Araf Suresinin 96. Ayetinde şöyle buyrulmuştur:
“Eğer o beldelerde yaşayan insanlar iman edip kötülüklerden sakınsalardı, elbette onların üzerine gökten ve yerden nice bereket kapıları açardık. Fakat ne yazık ki onlar peygamberleri yalanladılar. Biz de yaptıkları yaptıkları yüzünden onları kıskıvrak yakalayıp cezalandırdık.”
Klasik edebiyatımızda Allah’ın Esmâ-i Hüsna’sını açıklayan güzel beyitler vardır. Konumuzla ilgili olan bir beyit şöyledir:
“Bir kapıyı bend ederse bin kapı eyler küşâd
Hazret-i Allah, Efendi, Fâtihu’l-ebvâb’dır.”
Anlamı: Bir kapıyı kapatırsa bin kapı açar, Zira Hazreti Allah devamlı rızık ve rahmet kapılarını açandır.
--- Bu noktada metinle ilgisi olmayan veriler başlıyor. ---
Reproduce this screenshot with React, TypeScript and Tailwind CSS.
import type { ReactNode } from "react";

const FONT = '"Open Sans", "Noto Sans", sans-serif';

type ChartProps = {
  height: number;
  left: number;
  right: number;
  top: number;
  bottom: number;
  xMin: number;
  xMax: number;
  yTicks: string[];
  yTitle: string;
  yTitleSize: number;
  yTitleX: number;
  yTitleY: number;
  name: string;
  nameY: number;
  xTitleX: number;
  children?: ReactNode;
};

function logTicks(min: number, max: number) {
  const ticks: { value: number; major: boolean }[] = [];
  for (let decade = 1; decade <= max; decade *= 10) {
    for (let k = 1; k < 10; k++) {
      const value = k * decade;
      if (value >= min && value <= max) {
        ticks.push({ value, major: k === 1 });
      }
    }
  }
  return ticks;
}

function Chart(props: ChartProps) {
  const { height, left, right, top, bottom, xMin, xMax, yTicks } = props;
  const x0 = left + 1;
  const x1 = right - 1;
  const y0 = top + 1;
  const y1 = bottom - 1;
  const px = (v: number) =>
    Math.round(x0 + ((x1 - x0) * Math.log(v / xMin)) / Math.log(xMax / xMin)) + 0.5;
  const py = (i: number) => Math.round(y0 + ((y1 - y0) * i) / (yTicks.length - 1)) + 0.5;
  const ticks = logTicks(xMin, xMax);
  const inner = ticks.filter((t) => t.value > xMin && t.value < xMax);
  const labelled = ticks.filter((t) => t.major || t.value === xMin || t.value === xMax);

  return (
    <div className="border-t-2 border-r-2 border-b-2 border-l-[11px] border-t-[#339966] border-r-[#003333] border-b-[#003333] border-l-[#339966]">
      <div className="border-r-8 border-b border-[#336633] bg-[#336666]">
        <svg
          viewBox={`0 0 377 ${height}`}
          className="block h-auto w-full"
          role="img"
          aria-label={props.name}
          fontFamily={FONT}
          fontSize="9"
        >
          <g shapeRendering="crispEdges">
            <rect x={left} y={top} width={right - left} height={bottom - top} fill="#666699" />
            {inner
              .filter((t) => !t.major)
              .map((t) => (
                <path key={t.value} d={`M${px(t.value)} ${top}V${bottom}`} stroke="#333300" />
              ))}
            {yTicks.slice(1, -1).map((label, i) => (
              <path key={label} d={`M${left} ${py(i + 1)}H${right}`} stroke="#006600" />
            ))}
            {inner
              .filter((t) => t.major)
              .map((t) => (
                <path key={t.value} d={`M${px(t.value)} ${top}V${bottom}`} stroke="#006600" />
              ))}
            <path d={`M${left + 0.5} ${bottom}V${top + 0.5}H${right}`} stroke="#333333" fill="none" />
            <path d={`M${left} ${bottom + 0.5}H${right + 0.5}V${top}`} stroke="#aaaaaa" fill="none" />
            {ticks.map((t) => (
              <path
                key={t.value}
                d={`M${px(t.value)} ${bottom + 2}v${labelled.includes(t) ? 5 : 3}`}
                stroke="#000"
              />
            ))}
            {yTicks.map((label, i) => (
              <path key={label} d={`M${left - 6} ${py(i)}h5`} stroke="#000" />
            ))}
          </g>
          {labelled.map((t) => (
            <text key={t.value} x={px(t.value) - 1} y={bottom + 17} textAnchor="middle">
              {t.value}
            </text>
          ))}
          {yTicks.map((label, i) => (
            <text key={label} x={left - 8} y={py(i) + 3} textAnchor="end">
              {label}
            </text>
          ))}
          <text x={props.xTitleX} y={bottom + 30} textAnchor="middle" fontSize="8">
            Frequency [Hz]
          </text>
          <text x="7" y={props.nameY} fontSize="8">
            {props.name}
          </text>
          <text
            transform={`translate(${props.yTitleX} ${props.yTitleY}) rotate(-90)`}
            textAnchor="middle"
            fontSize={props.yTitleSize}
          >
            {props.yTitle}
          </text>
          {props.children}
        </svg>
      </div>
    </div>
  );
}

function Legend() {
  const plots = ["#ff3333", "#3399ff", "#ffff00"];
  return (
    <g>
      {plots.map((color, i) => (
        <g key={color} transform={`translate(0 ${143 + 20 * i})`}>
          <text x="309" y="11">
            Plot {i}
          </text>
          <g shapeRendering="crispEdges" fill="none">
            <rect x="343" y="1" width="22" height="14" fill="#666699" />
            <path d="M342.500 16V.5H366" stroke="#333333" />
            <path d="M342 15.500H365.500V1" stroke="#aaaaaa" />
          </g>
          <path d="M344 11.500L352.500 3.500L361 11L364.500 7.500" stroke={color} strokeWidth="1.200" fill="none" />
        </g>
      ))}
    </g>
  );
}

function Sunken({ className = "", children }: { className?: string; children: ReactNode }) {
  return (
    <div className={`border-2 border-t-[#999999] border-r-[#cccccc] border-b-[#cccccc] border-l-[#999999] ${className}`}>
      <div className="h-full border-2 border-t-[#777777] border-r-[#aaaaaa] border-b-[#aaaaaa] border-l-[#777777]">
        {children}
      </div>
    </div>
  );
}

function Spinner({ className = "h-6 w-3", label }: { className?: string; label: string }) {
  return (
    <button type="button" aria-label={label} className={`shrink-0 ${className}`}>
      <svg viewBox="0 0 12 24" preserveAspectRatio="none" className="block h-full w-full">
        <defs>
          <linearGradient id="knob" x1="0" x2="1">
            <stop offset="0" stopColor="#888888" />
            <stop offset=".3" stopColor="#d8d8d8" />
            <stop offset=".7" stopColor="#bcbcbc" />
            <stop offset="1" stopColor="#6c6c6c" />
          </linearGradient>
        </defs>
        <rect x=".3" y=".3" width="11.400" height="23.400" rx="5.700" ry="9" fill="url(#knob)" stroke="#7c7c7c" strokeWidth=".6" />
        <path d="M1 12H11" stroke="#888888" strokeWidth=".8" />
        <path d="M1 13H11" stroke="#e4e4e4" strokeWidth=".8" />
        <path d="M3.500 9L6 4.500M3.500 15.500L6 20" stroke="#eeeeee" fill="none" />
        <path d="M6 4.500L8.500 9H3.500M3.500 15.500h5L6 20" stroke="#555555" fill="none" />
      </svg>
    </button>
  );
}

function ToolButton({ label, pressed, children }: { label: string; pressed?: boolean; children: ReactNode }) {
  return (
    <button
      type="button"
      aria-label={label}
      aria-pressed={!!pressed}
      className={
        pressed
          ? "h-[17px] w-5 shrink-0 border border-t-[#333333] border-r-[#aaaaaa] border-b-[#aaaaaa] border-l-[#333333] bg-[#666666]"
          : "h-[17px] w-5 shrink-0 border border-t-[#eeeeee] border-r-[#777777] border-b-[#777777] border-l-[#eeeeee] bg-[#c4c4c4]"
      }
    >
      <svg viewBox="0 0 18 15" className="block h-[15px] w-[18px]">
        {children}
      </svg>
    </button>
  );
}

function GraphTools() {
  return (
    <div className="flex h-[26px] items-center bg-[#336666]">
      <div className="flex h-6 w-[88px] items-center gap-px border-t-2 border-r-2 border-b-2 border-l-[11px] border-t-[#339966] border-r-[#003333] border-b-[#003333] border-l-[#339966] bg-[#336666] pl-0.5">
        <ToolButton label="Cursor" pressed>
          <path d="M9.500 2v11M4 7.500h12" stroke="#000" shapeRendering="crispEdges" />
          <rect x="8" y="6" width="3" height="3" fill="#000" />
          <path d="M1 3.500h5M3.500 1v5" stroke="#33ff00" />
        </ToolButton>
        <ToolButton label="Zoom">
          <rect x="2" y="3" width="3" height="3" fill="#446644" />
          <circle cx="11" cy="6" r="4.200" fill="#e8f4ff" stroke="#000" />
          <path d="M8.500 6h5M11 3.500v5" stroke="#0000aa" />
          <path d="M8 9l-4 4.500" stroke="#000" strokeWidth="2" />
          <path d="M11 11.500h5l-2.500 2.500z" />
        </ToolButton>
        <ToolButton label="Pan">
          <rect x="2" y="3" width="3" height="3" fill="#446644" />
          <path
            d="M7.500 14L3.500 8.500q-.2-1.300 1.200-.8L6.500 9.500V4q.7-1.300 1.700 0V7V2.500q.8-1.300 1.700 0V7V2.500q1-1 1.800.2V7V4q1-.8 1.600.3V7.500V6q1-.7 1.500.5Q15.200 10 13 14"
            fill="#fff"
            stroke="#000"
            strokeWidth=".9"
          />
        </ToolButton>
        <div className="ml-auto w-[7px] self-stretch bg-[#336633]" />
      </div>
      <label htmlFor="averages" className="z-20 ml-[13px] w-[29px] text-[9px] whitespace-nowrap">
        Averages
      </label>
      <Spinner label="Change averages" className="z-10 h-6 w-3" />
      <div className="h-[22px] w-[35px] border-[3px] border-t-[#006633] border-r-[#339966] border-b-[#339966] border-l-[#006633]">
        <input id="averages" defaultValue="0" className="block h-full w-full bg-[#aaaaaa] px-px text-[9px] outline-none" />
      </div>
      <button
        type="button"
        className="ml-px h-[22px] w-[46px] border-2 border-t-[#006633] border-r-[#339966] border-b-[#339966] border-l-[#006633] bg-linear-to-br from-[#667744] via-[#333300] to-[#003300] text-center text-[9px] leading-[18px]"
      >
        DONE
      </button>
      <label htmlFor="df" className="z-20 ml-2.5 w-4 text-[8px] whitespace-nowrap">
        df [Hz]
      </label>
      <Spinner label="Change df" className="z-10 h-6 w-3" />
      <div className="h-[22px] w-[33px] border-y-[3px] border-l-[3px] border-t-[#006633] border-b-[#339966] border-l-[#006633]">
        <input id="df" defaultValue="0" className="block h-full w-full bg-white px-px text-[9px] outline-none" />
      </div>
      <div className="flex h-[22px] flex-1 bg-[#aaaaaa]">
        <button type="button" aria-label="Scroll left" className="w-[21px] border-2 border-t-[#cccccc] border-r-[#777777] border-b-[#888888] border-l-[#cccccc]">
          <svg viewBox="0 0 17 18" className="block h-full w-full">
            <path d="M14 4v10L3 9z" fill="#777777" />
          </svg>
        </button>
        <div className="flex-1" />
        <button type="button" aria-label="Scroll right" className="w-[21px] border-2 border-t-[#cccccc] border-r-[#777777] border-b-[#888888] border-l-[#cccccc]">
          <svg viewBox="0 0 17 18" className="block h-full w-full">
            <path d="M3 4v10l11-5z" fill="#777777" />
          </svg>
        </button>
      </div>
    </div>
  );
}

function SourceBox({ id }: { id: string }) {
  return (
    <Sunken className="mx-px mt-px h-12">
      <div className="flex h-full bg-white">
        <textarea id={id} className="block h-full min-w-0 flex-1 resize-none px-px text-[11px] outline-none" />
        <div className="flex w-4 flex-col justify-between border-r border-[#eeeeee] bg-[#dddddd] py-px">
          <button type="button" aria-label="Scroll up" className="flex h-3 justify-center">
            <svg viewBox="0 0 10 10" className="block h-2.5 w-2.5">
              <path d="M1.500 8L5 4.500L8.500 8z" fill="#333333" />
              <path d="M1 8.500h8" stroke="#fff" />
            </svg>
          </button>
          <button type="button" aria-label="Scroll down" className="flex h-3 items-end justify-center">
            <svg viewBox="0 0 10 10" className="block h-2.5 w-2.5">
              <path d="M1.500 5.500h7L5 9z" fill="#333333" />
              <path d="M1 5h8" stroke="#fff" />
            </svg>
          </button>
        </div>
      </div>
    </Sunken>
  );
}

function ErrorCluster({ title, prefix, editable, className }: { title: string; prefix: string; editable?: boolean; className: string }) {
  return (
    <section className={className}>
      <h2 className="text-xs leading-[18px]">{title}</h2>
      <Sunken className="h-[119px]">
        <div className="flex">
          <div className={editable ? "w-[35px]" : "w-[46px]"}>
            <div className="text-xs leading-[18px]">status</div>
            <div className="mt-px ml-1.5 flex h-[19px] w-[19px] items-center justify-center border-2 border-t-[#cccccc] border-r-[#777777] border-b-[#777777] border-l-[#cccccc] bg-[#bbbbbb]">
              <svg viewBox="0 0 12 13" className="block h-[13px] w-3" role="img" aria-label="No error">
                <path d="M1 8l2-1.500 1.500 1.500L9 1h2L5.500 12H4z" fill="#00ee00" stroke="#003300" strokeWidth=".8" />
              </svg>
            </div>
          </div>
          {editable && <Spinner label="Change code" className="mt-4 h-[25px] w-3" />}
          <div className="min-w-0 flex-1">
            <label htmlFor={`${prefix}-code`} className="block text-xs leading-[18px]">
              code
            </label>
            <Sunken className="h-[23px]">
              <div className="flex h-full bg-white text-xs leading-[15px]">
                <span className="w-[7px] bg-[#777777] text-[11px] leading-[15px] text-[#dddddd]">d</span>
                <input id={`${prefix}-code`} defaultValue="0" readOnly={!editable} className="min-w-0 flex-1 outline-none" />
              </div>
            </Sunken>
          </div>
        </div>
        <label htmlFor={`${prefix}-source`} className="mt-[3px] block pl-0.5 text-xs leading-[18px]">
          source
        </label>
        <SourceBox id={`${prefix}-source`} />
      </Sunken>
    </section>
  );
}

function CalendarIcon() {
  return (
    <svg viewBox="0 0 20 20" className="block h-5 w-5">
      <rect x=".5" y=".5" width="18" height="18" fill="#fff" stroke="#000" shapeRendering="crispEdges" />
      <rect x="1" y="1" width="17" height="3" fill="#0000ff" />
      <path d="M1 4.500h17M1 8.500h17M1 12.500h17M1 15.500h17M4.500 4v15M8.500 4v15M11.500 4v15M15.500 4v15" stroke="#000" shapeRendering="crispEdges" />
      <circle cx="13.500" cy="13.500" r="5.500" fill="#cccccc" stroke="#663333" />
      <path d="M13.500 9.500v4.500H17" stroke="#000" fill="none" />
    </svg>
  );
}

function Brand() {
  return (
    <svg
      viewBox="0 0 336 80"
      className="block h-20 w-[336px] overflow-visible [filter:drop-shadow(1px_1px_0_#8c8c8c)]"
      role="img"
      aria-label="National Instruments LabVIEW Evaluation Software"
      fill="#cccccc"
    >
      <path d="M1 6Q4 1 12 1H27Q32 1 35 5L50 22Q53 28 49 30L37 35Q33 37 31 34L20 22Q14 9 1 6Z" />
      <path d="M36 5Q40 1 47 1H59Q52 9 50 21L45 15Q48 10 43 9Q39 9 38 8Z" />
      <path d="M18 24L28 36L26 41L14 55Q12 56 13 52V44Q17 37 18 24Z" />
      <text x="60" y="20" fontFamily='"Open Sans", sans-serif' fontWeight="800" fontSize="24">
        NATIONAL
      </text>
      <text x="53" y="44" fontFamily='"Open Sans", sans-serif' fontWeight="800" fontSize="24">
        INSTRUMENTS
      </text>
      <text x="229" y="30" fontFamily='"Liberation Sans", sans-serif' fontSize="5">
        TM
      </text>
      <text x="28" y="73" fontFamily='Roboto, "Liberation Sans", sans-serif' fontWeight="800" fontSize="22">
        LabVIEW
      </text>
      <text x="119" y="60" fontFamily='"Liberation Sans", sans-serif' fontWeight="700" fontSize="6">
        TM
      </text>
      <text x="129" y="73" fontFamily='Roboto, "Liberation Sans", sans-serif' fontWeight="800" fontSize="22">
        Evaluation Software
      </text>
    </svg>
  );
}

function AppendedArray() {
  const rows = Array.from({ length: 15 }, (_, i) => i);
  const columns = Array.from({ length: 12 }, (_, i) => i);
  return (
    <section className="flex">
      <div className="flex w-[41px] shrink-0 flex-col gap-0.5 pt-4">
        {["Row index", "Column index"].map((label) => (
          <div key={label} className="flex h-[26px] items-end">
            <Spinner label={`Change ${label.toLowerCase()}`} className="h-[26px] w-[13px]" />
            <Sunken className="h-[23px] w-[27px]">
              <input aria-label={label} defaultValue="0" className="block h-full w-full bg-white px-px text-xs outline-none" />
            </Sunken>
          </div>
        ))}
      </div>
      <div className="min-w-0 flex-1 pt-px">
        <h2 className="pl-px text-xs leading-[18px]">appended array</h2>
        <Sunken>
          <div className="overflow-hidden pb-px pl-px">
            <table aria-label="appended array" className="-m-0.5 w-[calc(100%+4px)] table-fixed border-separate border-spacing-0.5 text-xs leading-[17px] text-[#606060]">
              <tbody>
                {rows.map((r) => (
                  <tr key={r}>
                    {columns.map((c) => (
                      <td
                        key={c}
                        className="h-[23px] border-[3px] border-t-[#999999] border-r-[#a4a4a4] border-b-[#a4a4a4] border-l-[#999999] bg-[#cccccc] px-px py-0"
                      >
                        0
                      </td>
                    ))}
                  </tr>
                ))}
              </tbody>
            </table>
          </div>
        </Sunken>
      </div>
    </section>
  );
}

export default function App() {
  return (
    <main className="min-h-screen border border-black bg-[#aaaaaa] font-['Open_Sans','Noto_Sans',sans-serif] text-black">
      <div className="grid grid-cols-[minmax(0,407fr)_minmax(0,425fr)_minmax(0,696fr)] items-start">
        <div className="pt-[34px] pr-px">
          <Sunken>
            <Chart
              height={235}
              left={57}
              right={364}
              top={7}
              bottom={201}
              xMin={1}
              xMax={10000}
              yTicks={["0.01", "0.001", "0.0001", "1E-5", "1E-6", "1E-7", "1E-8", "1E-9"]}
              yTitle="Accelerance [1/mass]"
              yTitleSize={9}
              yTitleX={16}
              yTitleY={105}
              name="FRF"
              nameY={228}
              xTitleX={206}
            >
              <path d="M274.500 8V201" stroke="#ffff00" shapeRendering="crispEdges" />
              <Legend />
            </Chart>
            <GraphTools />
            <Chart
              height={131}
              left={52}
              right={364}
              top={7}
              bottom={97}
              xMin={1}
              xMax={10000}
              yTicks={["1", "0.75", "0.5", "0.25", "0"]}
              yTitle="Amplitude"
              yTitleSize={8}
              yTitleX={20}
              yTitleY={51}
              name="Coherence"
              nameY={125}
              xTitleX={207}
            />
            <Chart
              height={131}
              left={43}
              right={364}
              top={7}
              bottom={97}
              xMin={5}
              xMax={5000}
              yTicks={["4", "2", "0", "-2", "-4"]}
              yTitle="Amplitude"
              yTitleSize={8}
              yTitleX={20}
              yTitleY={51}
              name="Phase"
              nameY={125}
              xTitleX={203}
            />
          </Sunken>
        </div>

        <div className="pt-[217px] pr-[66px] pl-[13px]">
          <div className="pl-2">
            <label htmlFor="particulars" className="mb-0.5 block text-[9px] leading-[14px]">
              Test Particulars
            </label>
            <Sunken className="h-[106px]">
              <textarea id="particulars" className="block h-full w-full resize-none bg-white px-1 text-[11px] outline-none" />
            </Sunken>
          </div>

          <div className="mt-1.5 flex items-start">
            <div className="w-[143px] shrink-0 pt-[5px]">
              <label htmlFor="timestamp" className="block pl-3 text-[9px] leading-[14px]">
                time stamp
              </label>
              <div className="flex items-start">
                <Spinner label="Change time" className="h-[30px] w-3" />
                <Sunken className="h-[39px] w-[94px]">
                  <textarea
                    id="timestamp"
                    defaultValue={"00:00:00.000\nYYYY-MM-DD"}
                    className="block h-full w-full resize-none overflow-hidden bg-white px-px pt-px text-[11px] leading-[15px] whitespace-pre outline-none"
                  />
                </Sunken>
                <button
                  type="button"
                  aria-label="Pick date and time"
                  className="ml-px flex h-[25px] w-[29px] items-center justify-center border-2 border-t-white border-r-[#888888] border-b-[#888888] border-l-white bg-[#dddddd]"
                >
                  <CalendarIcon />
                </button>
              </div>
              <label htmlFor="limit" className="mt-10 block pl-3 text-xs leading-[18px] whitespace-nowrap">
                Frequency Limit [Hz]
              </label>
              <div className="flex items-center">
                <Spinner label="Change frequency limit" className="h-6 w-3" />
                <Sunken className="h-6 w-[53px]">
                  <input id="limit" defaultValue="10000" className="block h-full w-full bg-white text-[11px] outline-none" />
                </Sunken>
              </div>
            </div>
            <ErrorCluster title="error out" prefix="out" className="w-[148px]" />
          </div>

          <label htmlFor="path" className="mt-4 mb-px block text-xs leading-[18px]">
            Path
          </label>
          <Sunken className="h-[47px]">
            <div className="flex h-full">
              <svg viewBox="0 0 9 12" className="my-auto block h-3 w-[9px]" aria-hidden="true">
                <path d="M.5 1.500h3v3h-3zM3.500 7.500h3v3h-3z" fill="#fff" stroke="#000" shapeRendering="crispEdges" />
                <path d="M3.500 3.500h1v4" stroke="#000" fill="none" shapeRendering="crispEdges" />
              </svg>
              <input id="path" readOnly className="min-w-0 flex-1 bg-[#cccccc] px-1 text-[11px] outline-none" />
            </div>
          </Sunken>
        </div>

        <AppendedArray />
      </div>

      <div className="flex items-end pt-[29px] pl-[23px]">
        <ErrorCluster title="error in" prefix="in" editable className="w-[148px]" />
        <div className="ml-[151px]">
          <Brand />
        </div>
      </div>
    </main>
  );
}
Cenab-ı Hak rızık ve rahmet kapılarını kendisi devamlı açık tuttuğu gibi başkalarının kapatmasını, yarattıklarının rızıklarına mani olmalarını da sevmez. Şair bu hususu ne güzel ifade etmiş:
Zalimin rişte-i ikbalini bir âh keser,
Mâni-i rızk olanın rızkını Allah keser.

Anlamı kısaca şöyle: Zalimin mutluluk ve saadet bağını mazlumun bir âhı keser./ Başkasının rızkına mani olanın rızkını Allah keser.